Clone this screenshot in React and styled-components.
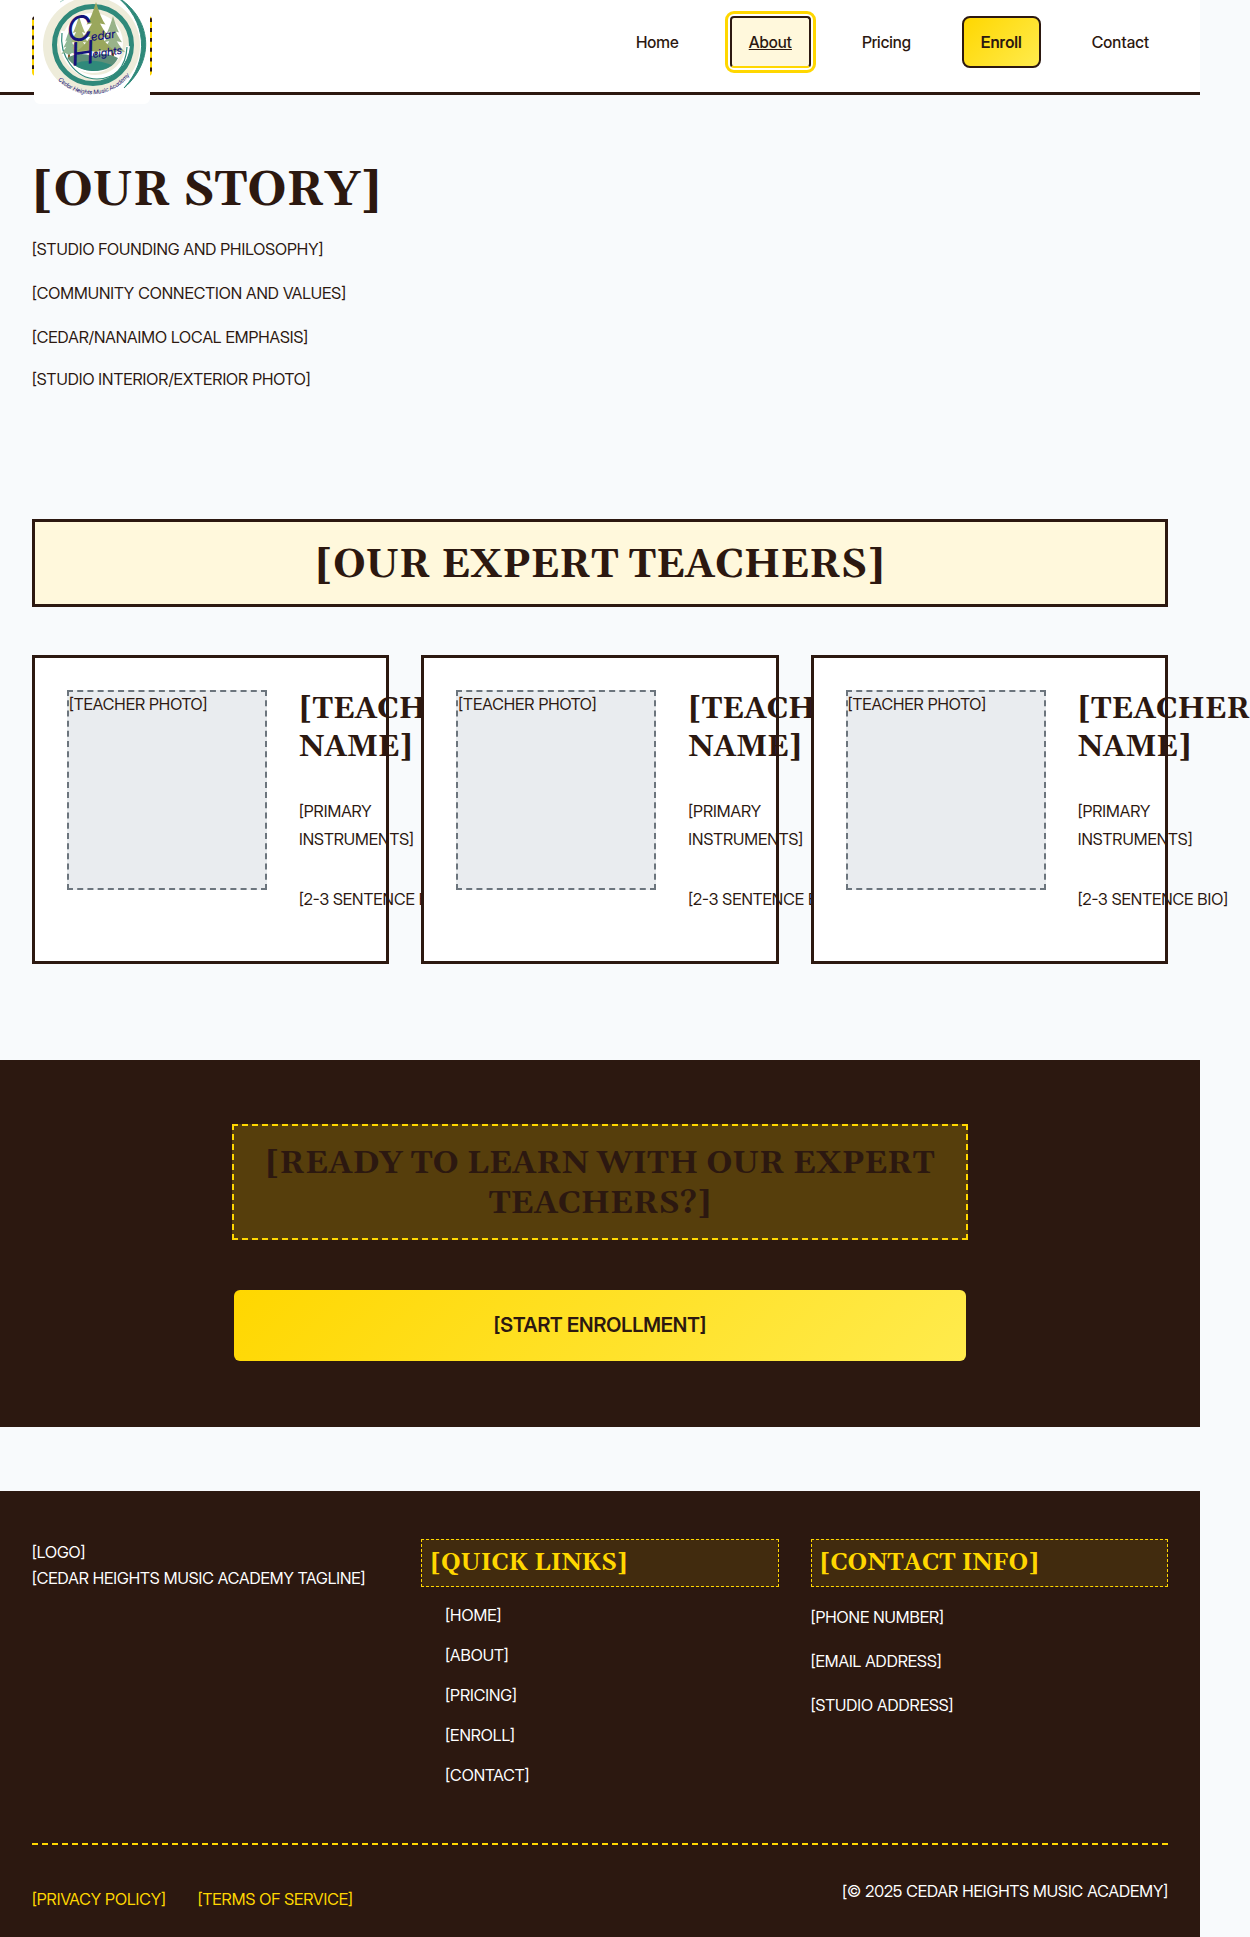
import React from "react";
import styled, { createGlobalStyle, css } from "styled-components";

const bark = "#2c1810";
const gold = "#ffd700";
const cream = "#fff8dc";
const serif = 'Georgia, Gelasio, "Liberation Serif", serif';
const sans = '"Inter Display", Inter, "Liberation Sans", sans-serif';

const GlobalStyle = createGlobalStyle`
  *, *::before, *::after { box-sizing: border-box; }
  html { background: #f8fafc; overflow-x: hidden; }
  body {
    margin: 0;
    color: ${bark};
    font-family: ${sans};
    font-size: 16px;
    line-height: 26px;
  }
  h1, h2, h3, p, ul { margin: 0; padding: 0; }
  h1, h2, h3 { font-family: ${serif}; font-weight: 700; }
  ul { list-style: none; }
  a { color: inherit; text-decoration: none; }
`;

const Page = styled.div`
  max-width: 1200px;
`;

const Header = styled.header`
  display: flex;
  justify-content: space-between;
  align-items: flex-start;
  padding: 16px 32px;
  background: #fff;
  border-bottom: 3px solid ${bark};
`;

const LogoLink = styled.a`
  display: flex;
  align-items: center;
  justify-content: center;
  width: 120px;
  height: 60px;
  background: ${bark};
  border: 2px dashed ${gold};
  border-radius: 4px;
`;

const LogoArt = styled.svg`
  flex: none;
  width: 116px;
  height: 116px;
  background: #fff;
  border-radius: 6px;
`;

const NavList = styled.ul`
  display: flex;
  gap: 32px;
`;

const NavLink = styled.a`
  display: block;
  padding: 12px 17px;
  border: 2px solid transparent;
  border-radius: 4px;
  font-weight: 500;
  line-height: 24px;
  ${(p) =>
    p.$kind === "current" &&
    css`
      background: ${cream};
      border-color: ${bark};
      border-bottom-color: ${gold};
      outline: 3px solid ${gold};
      outline-offset: 2px;
      text-decoration: underline;
    `}
  ${(p) =>
    p.$kind === "action" &&
    css`
      background: linear-gradient(135deg, ${gold}, #ffeb4d);
      border-color: ${bark};
      border-radius: 8px;
      font-weight: 600;
    `}
`;

const Story = styled.section`
  padding: 64px 32px;
`;

const PageTitle = styled.h1`
  margin-bottom: 12px;
  font-size: 48px;
  line-height: 64px;
`;

const Paragraph = styled.p`
  margin-bottom: 16px;
  line-height: 28px;
`;

const StoryPhoto = styled.div`
  line-height: 24px;
`;

const Teachers = styled.section`
  padding: 64px 32px 96px;
`;

const SectionTitle = styled.h2`
  margin-bottom: 48px;
  padding: 18px 16px 12px;
  background: ${cream};
  border: 3px solid ${bark};
  font-size: 40px;
  line-height: 52px;
  text-align: center;
`;

const CardGrid = styled.div`
  display: grid;
  grid-template-columns: repeat(3, minmax(0, 1fr));
  gap: 32px;
`;

const Card = styled.article`
  display: flex;
  gap: 32px;
  padding: 32px;
  background: #fff;
  border: 3px solid ${bark};
`;

const Photo = styled.div`
  flex: none;
  width: 200px;
  height: 200px;
  background: #e9ecef;
  border: 2px dashed #6c757d;
  line-height: 24px;
`;

const Details = styled.div`
  flex: 1;
`;

const TeacherName = styled.h3`
  margin-bottom: 31px;
  font-size: 30px;
  line-height: 38px;
`;

const Instruments = styled(Paragraph)`
  margin-bottom: 32px;
`;

const CallToAction = styled.section`
  padding: 64px 32px;
  background: ${bark};
`;

const CallInner = styled.div`
  max-width: 736px;
  margin: 0 auto;
`;

const CallTitle = styled.h2`
  margin-bottom: 48px;
  padding: 18px 16px 14px;
  background: rgba(255, 215, 0, 0.2);
  border: 2px dashed ${gold};
  font-size: 32px;
  line-height: 40px;
  text-align: center;
`;

const EnrollButton = styled.button`
  display: block;
  width: 100%;
  padding: 20px 32px;
  background: linear-gradient(135deg, ${gold}, #ffeb4d) padding-box;
  border: 2px solid transparent;
  border-radius: 8px;
  color: ${bark};
  font-family: inherit;
  font-size: 20px;
  font-weight: 600;
  line-height: 31px;
  cursor: pointer;
`;

const Footer = styled.footer`
  margin-top: 64px;
  padding: 48px 32px 16px;
  background: ${bark};
  color: #fff;
`;

const FooterColumns = styled.div`
  display: grid;
  grid-template-columns: repeat(3, minmax(0, 1fr));
  gap: 32px;
  padding-bottom: 56px;
`;

const FooterTitle = styled.h3`
  margin-bottom: 16px;
  padding: 8px;
  background: rgba(255, 215, 0, 0.1);
  border: 1px dashed ${gold};
  color: ${gold};
  font-size: 24px;
  line-height: 30px;
`;

const QuickLinks = styled.ul`
  display: grid;
  gap: 16px;
  padding-left: 24px;
  line-height: 24px;
`;

const FooterBottom = styled.div`
  display: flex;
  justify-content: space-between;
  padding-top: 32px;
  border-top: 2px dashed ${gold};
`;

const LegalLinks = styled.nav`
  display: flex;
  gap: 32px;
  color: ${gold};
  line-height: 44px;
`;

const ScriptText = styled.text`
  fill: #14127a;
  font-family: ${sans};
  font-style: italic;
`;

function Tree({ x, y, w, h, tone }) {
  const tiers = [0, 0.26, 0.52];
  return (
    <g fill={tone}>
      <rect x={x - 1} y={y + h - 1} width="2" height="5" fill="#8a5a2c" />
      {tiers.map((t, i) => {
        const top = y + h * t;
        const bottom = y + h * (0.46 + i * 0.27);
        const half = (w / 2) * (0.5 + i * 0.25);
        return (
          <path
            key={t}
            d={`M${x} ${top} Q${x + half * 0.5} ${bottom - 6} ${x + half} ${bottom} L${x + half * 0.4} ${bottom - 1} L${x} ${bottom + 1} L${x - half * 0.5} ${bottom - 1} L${x - half} ${bottom} Q${x - half * 0.5} ${bottom - 6} ${x} ${top}Z`}
          />
        );
      })}
    </g>
  );
}

function Logo() {
  return (
    <LogoArt viewBox="0 0 116 116" role="img" aria-label="Cedar Heights Music Academy">
      <defs>
        <path id="logo-rim" d="M16 81 A47 47 0 0 0 102 75" />
      </defs>
      <circle cx="57.500" cy="57.500" r="48.500" fill="#eeecda" />
      <path d="M26 14 Q34 8 44 7" fill="none" stroke="#a7d0c6" strokeWidth="1" />
      <path
        d="M82 8 C118 30 122 72 90 100 C116 72 113 32 82 8Z"
        fill="#2f897a"
        stroke="#2f897a"
        strokeWidth="1"
      />
      <circle cx="59" cy="57" r="38.500" fill="#eeecda" stroke="#2f897a" strokeWidth="5" />
      <ellipse cx="58.500" cy="55" rx="30.500" ry="30" fill="#fff" />
      <path
        d="M29 43 C23 64 38 88 61 89 C79 89 92 76 94 58"
        fill="none"
        stroke="#fff"
        strokeWidth="4"
      />
      <path
        d="M28 45 C25 67 41 91 63 91 C80 91 92 80 93 59"
        fill="none"
        stroke="#2f897a"
        strokeWidth="1.200"
      />
      <Tree x={45} y={28} w={25} h={37} tone="#a7b573" />
      <Tree x={79} y={28} w={24} h={36} tone="#99b38a" />
      <Tree x={35} y={43} w={15} h={23} tone="#8fb796" />
      <Tree x={62} y={14} w={38} h={49} tone="#9aa75d" />
      <path d="M33 70 Q45 63 58 68 Q71 63 84 70 Q78 83 59 83 Q42 82 33 70Z" fill="#5f8f78" />
      <path d="M39 76 Q57 69 78 77 Q70 83 58 83 Q46 82 39 76Z" fill="#2f897a" />
      <g transform="rotate(-8 58 56)">
        <ScriptText x="35" y="51" fontSize="34">C</ScriptText>
        <ScriptText x="58" y="53" fontSize="12" fontWeight="500">edar</ScriptText>
        <ScriptText x="36" y="75" fontSize="32">H</ScriptText>
        <ScriptText x="57" y="70" fontSize="11" fontWeight="500">eights</ScriptText>
      </g>
      <ScriptText fontSize="6">
        <textPath href="#logo-rim" startOffset="50%" textAnchor="middle">
          Cedar Heights Music Academy
        </textPath>
      </ScriptText>
    </LogoArt>
  );
}

const navItems = [
  { label: "Home" },
  { label: "About", kind: "current" },
  { label: "Pricing" },
  { label: "Enroll", kind: "action" },
  { label: "Contact" },
];

const storyLines = [
  "[STUDIO FOUNDING AND PHILOSOPHY]",
  "[COMMUNITY CONNECTION AND VALUES]",
  "[CEDAR/NANAIMO LOCAL EMPHASIS]",
];

const quickLinks = ["HOME", "ABOUT", "PRICING", "ENROLL", "CONTACT"];
const contactLines = ["[PHONE NUMBER]", "[EMAIL ADDRESS]", "[STUDIO ADDRESS]"];

export default function App() {
  return (
    <Page>
      <GlobalStyle />
      <Header>
        <LogoLink href="#home">
          <Logo />
        </LogoLink>
        <nav aria-label="Main">
          <NavList>
            {navItems.map(({ label, kind }) => (
              <li key={label}>
                <NavLink
                  href={`#${label.toLowerCase()}`}
                  $kind={kind}
                  aria-current={kind === "current" ? "page" : undefined}
                >
                  {label}
                </NavLink>
              </li>
            ))}
          </NavList>
        </nav>
      </Header>

      <main>
        <Story>
          <PageTitle>[OUR STORY]</PageTitle>
          {storyLines.map((line) => (
            <Paragraph key={line}>{line}</Paragraph>
          ))}
          <StoryPhoto>[STUDIO INTERIOR/EXTERIOR PHOTO]</StoryPhoto>
        </Story>

        <Teachers>
          <SectionTitle>[OUR EXPERT TEACHERS]</SectionTitle>
          <CardGrid>
            {[1, 2, 3].map((id) => (
              <Card key={id}>
                <Photo>[TEACHER PHOTO]</Photo>
                <Details>
                  <TeacherName>[TEACHER NAME]</TeacherName>
                  <Instruments>[PRIMARY INSTRUMENTS]</Instruments>
                  <Paragraph>[2-3 SENTENCE BIO]</Paragraph>
                </Details>
              </Card>
            ))}
          </CardGrid>
        </Teachers>

        <CallToAction>
          <CallInner>
            <CallTitle>[READY TO LEARN WITH OUR EXPERT TEACHERS?]</CallTitle>
            <EnrollButton type="button">[START ENROLLMENT]</EnrollButton>
          </CallInner>
        </CallToAction>
      </main>

      <Footer>
        <FooterColumns>
          <div>
            <div>[LOGO]</div>
            <div>[CEDAR HEIGHTS MUSIC ACADEMY TAGLINE]</div>
          </div>
          <div>
            <FooterTitle>[QUICK LINKS]</FooterTitle>
            <QuickLinks>
              {quickLinks.map((label) => (
                <li key={label}>
                  <a href={`#${label.toLowerCase()}`}>[{label}]</a>
                </li>
              ))}
            </QuickLinks>
          </div>
          <div>
            <FooterTitle>[CONTACT INFO]</FooterTitle>
            {contactLines.map((line) => (
              <Paragraph key={line}>{line}</Paragraph>
            ))}
          </div>
        </FooterColumns>
        <FooterBottom>
          <LegalLinks aria-label="Legal">
            <a href="#privacy">[PRIVACY POLICY]</a>
            <a href="#terms">[TERMS OF SERVICE]</a>
          </LegalLinks>
          <Paragraph>[© 2025 CEDAR HEIGHTS MUSIC ACADEMY]</Paragraph>
        </FooterBottom>
      </Footer>
    </Page>
  );
}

______________________________

#### SET EXERCISE
Search the data above for lines holding "components" and copy each of them.

#### RESULT BELOW
Clone this screenshot in React and styled-components.
import styled, { createGlobalStyle, css } from "styled-components";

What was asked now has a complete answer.